How to use this loan payment calculator
Enter the amount you plan to borrow, the annual interest rate, and the loan term in years. The calculator estimates the regular monthly payment for a fixed-rate loan. Add an extra monthly payment to see how paying more than the minimum may reduce the payoff time and total interest.
How to calculate a loan payment
A fixed loan payment is based on the loan amount, monthly interest rate, and number of monthly payments. Higher rates and shorter terms usually increase the monthly payment.
The payment formula spreads principal and interest across the full term. Early payments usually contain more interest, while later payments apply more toward principal as the balance drops.
Scenario
Monthly payment pattern
Cost pattern
Shorter term
Higher monthly payment.
Usually less total interest if the APR is similar.
Longer term
Lower monthly payment.
Usually more total interest over time.
Lower APR
Lower payment when amount and term match.
Best compared with fees included in the full offer.
Extra principal
Raises the planned monthly outflow.
Can shorten payoff if the lender applies it correctly.
How extra payments affect a loan
Extra monthly payments reduce the principal faster. That can shorten the payoff timeline and lower total interest, especially early in the loan term.
What this loan calculator does not include
This simple estimate does not include lender fees, late fees, taxes, insurance, variable rates, escrow, or prepayment restrictions. Always compare actual loan disclosures before borrowing.
If a lender offers a lower payment, check whether the term is longer, fees are higher, or optional products have been added. A payment can look easier while the total loan cost becomes more expensive.
For mortgages, auto loans, student loans, and personal loans, read the actual disclosure documents and ask how interest accrues, how extra payments are applied, and whether there are penalties or administrative fees. The calculator helps compare assumptions, but the contract controls the real payment rules.
Common loan comparison mistakes
Common mistakes include comparing only the monthly payment, ignoring total interest, forgetting origination fees, or assuming every extra payment automatically goes to principal. Ask the lender how extra payments are applied before relying on a payoff estimate.

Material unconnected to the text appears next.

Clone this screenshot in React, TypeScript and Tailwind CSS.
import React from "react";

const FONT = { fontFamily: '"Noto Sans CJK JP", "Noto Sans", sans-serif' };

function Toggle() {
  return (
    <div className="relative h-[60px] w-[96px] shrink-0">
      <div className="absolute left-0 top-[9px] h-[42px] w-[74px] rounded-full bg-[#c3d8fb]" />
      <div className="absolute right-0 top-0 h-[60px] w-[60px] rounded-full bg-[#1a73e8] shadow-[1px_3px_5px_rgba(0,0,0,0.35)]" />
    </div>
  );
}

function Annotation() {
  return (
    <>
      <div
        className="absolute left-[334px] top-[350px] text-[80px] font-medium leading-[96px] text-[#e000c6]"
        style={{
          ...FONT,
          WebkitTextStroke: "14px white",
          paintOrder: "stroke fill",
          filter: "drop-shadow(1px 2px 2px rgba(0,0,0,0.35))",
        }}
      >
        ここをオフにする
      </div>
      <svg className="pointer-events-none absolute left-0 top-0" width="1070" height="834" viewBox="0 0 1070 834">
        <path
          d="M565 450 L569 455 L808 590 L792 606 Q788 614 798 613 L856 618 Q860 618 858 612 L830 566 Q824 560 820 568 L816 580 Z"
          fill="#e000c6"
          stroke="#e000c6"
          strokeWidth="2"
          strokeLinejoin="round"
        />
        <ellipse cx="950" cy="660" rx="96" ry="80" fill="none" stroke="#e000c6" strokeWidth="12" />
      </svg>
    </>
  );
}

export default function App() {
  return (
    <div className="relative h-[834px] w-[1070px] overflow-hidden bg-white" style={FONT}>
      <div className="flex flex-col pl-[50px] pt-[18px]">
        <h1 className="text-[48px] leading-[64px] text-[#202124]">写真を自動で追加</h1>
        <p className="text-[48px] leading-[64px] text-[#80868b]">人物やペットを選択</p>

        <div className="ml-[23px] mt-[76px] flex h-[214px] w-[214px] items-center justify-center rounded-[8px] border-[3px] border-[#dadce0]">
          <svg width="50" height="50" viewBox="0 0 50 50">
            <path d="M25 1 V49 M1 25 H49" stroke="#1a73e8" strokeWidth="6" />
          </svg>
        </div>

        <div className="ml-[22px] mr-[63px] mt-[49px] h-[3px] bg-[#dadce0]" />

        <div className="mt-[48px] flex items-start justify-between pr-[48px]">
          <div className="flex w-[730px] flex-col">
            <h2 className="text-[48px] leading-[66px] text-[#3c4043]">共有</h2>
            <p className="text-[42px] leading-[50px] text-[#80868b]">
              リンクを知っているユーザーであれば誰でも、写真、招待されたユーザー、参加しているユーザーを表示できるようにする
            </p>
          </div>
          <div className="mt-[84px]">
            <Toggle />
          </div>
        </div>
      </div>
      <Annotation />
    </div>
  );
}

Use the payoff date as a planning marker, not a contract promise. Actual payoff can shift if payment dates, fees, rate changes, or extra payments differ from the assumptions entered here.
Loan payment FAQ
Why is my payment only an estimate? Real loan offers may include fees, payment timing rules, escrow, insurance, and lender-specific terms.
Do extra payments always help? Extra principal payments usually reduce interest on amortizing loans, but check whether your lender has prepayment limits or fees.